This article was published 09/04/2014 (4230 days ago), so information in it may no longer be current.
Amy Gilbert, the 23-year-old University of Winnipeg student who was struck by a vehicle late Saturday afternoon on Broadway near Donald Street and died Monday, was a socially and environmentally conscious woman who was always there for others and a role model for her generation, according to her friends.
Even now, they say, when she’s gone.
Her best friend Kayla Prokopchuk said Wednesday that Gilbert’s organs have been donated.
“That is so her,” Prokopchuk said.
Gilbert and Prokopchuk attended Miles Macdonell Collegiate together and had been friends since Grade 7.
“She had such a beauty about her that was simple and elegant,” Prokopchuk wrote on an online memorial and tribute site. “She was beautiful inside and out and she loved her friends and family and anyone who walked into her life.”
Gilbert worked three jobs, including Stella’s Bakery & Cafe on Sherbrook, while taking environmental science and biology.
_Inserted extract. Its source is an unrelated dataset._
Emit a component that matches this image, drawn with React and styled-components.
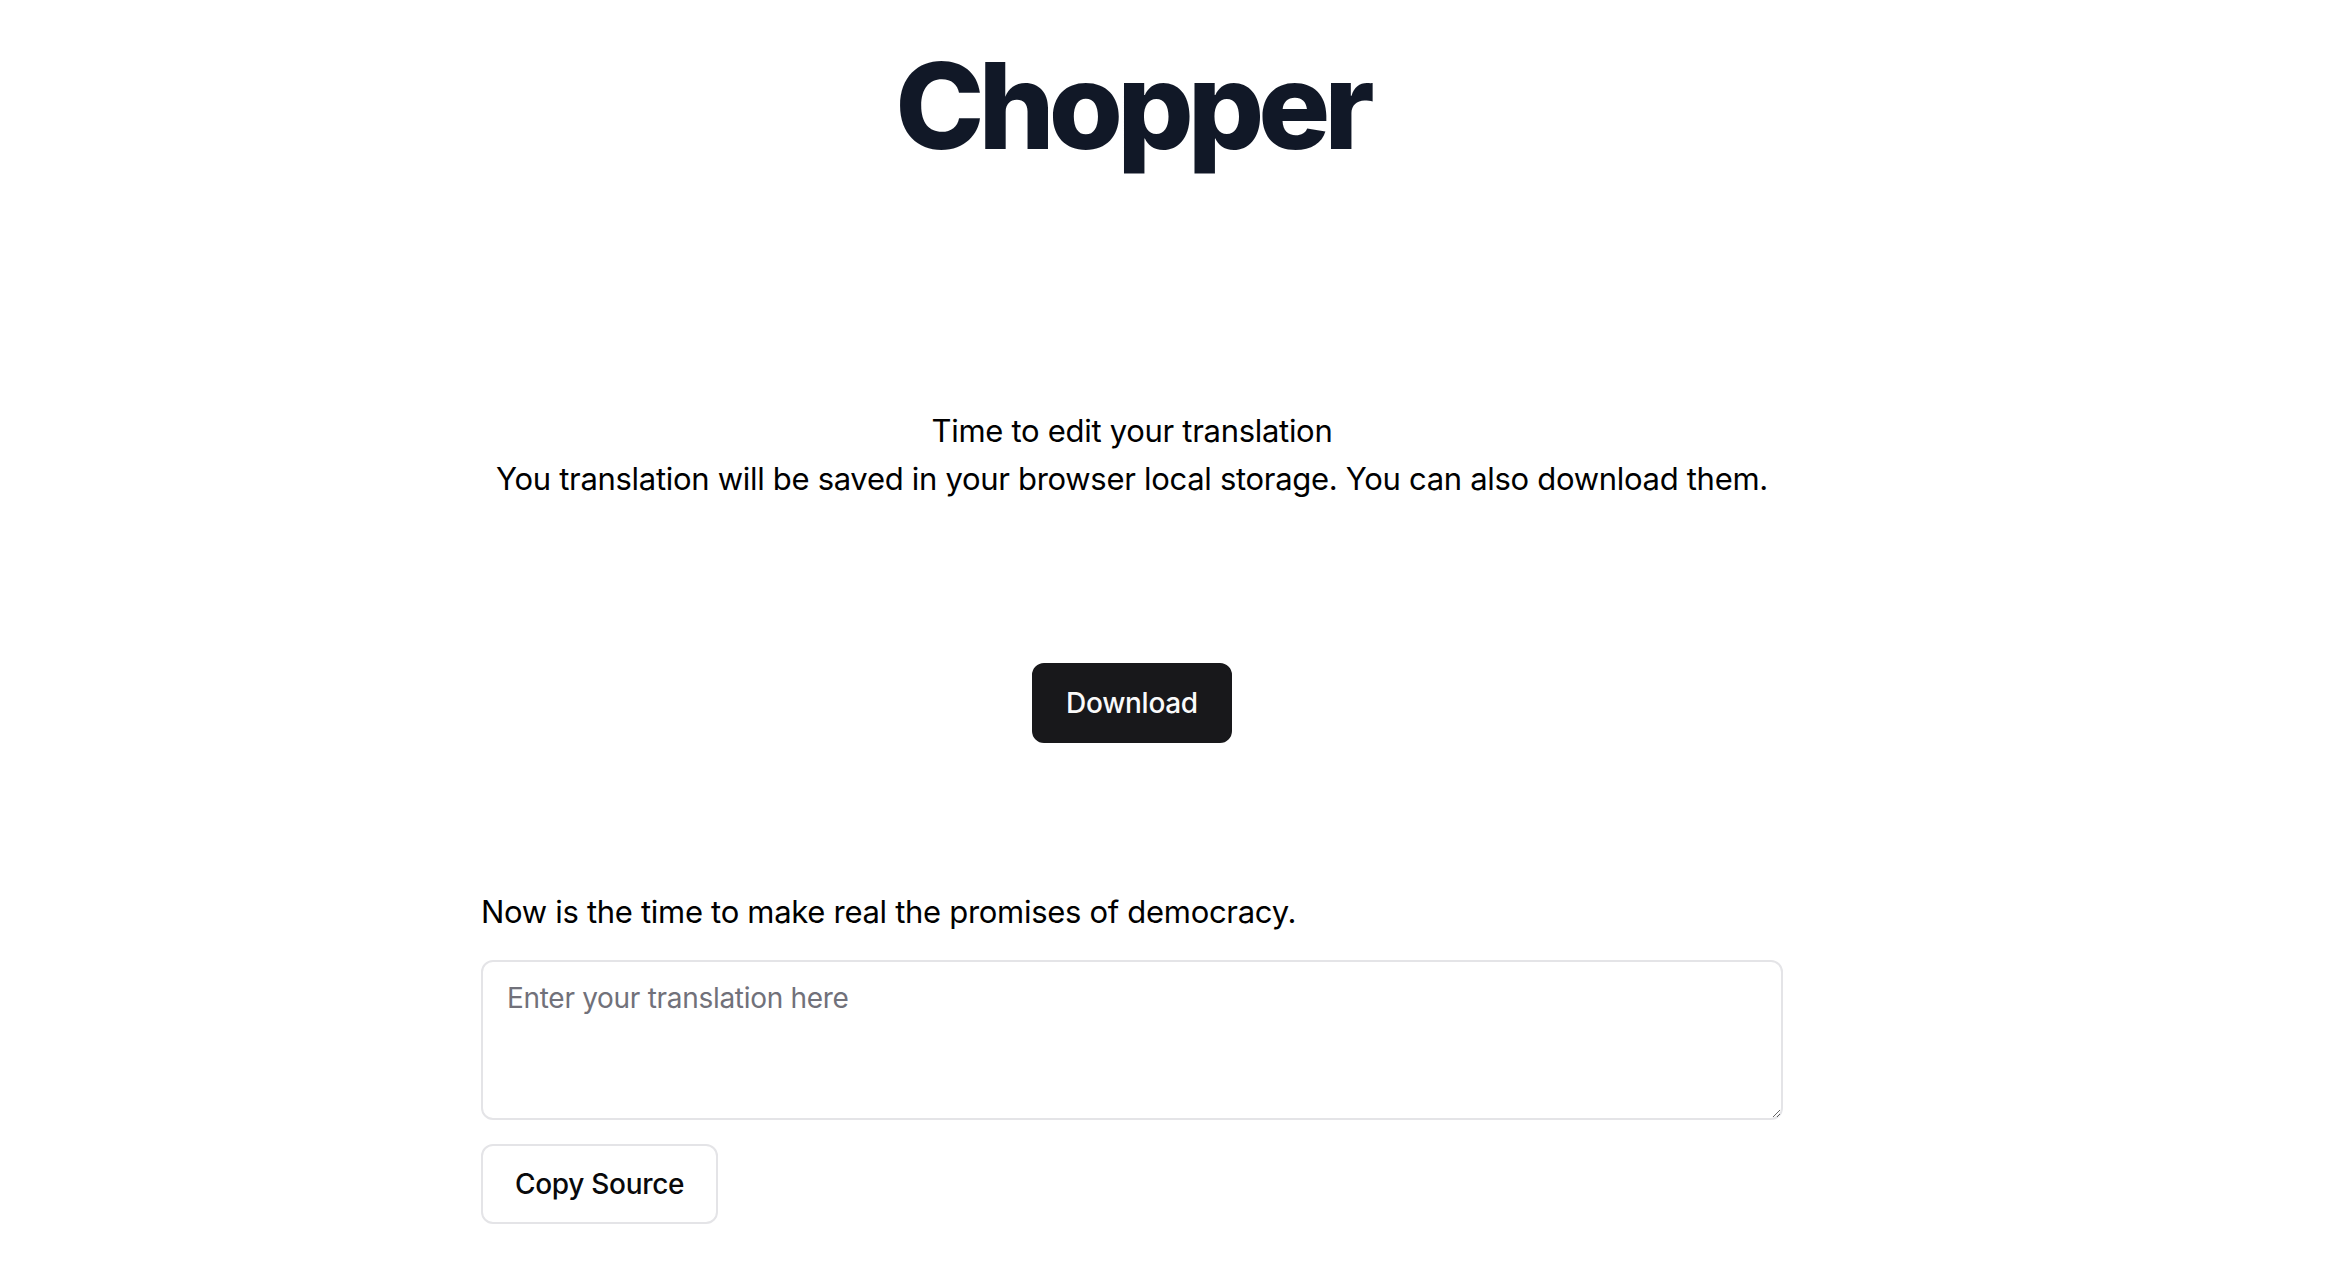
import React, { useState } from 'react'
import styled, { createGlobalStyle } from 'styled-components'

const GlobalStyle = createGlobalStyle`
    html, body {
        margin: 0;
        padding: 0;
        background: #ffffff;
    }
    body {
        font-family: Inter, "Noto Sans", "Liberation Sans", sans-serif;
        color: #000000;
    }
    * {
        box-sizing: border-box;
    }
`;

const Page = styled.main`
    width: 2264px;
    display: flex;
    flex-direction: column;
    align-items: center;
`;

const Title = styled.h1`
    margin: 46px 0 0;
    font-size: 120px;
    line-height: 120px;
    font-weight: 800;
    letter-spacing: -6px;
    color: #111827;
`;

const Intro = styled.section`
    margin-top: 241px;
    text-align: center;
    font-size: 31px;
    line-height: 48px;
    letter-spacing: -0.3px;
`;

const IntroLine = styled.p`
    margin: 0;
`;

const Button = styled.button`
    height: 80px;
    padding: 0 32px;
    display: inline-flex;
    align-items: center;
    justify-content: center;
    border-radius: 12px;
    font-family: inherit;
    font-size: 28px;
    font-weight: 500;
    letter-spacing: -0.3px;
    cursor: pointer;
    border: 2px solid ${p => (p.$variant === 'outline' ? '#e4e4e7' : '#18181b')};
    background: ${p => (p.$variant === 'outline' ? '#ffffff' : '#18181b')};
    color: ${p => (p.$variant === 'outline' ? '#09090b' : '#fafafa')};
`;

const DownloadRow = styled.div`
    margin-top: 160px;
`;

const Editor = styled.section`
    width: 1302px;
    margin-top: 145px;
    display: flex;
    flex-direction: column;
    align-items: flex-start;
    gap: 24px;
`;

const Source = styled.p`
    margin: 0;
    font-size: 31px;
    line-height: 48px;
    letter-spacing: -0.3px;
`;

const TranslationInput = styled.textarea`
    width: 100%;
    height: 160px;
    padding: 16px 24px;
    border: 2px solid #e4e4e7;
    border-radius: 12px;
    font-family: inherit;
    font-size: 28px;
    line-height: 40px;
    letter-spacing: -0.3px;
    color: #09090b;
    outline: none;
    &::placeholder {
        color: #71717a;
    }
`;

export default function App() {
    const source = 'Now is the time to make real the promises of democracy.';
    const [translation, setTranslation] = useState('');

    return (
        <>
            <GlobalStyle />
            <Page>
                <Title>Chopper</Title>
                <Intro>
                    <IntroLine>Time to edit your translation</IntroLine>
                    <IntroLine>You translation will be saved in your browser local storage. You can also download them.</IntroLine>
                </Intro>
                <DownloadRow>
                    <Button>Download</Button>
                </DownloadRow>
                <Editor>
                    <Source>{source}</Source>
                    <TranslationInput
                        placeholder="Enter your translation here"
                        value={translation}
                        onChange={e => setTranslation(e.target.value)}
                    />
                    <Button $variant="outline" onClick={() => setTranslation(source)}>Copy Source</Button>
                </Editor>
            </Page>
        </>
    );
}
At her other two part time jobs, as a box-office employee at Cinematheque in The Exchange and Generation Green at The Forks, she was known by the nickname “Granola Girl” because of her devotion to the environment.
On the afternoon she was fatally injured, Gilbert had worked at Generation Green until 2:30 p.m., according to owner Sherry Sobey.
Police reported that at about 5:30 p.m. she was struck by an eastbound vehicle as she was crossing the eastbound lanes of Broadway.
A 25-year-old male was arrested at the scene and later released without charge pending further investigation, according to police.
Members of the Central Traffic Unit are continuing with the investigation. Anyone with information regarding this incident is asked to call investigators at 204-986-6271.
A celebration of her Amy Gilbert’s life will be held at 1 p.m. Saturday at the Hotel Fort Garry, 7th floor.